Christopher Key Chapple is Doshi Professor of Indic and Comparative Theology and Director of the Master of Arts in Yoga Studies at Loyola Marymount University. He has published more than 15 books, including Karma and Creativity (1986), Nonviolence to Animals, Earth, and Self in Asian Traditions (1993), Hinduism and Ecology (2000), Jainism and Ecology (2002), Reconciling Yogas: The Yogadrstisamuccaya of Haribhadra (2003), Yoga and the Luminous: Patanjali's Spiritual Path to Freedom (2008), Yoga and Ecology (2009), In Praise of Mother Earth: The Prthivi Sukta (2011), and Sacred Thread: Patanjali's Yoga Sutras (2015). He serves on the advisory boards for the Forum on Religion and Ecology (Yale), the Ahimsa Center (Pomona), and the International School for Jain Studies (Delhi). He is editor of the journal Worldviews: Global Religions, Culture, and Ecology.

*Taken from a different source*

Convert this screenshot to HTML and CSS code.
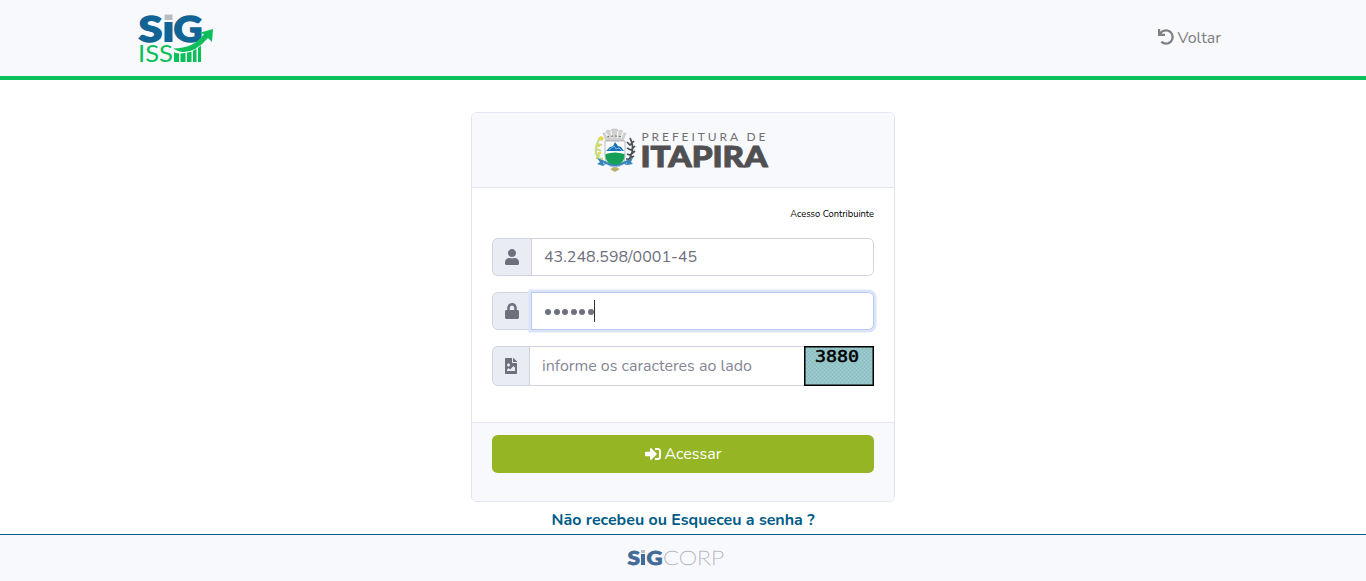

Outline of lecture: Ethics of Ācārāṅga Sūtra
The Ācārāṅga Sūtra, the earliest surviving Jaina sacred text, seeks to protect life in its myriad forms, including animals, plants, insects, and the elemental bodies found in earth, water, fire, and air. To support this practice, Jainism teaches the five great vows of ahimsa, satya, asteya, brahmacarya, and aparigraha, as described in Ācārāṅga Sūtra II:15,i-v (Jacobi 202-210). This lecture will explore these vows and their practical application.
Bibliography:
Jaina Sutras translated from the Prakrit by Hermann Jacobi. Part One: Akaranaga Sutra and Kalpa Sutra. New York: Dover, 1968. First published 1884, Clarendon Press, Oxford, UK. Nonviolence to Animals, Earth, and Self in Asian Traditions. Christopher Key Chapple. State University of New York Press, 1993. Jainism and Ecology: Nonviolence in the Web of Life. Christopher Key Chapple. Harvard University Press, 2002.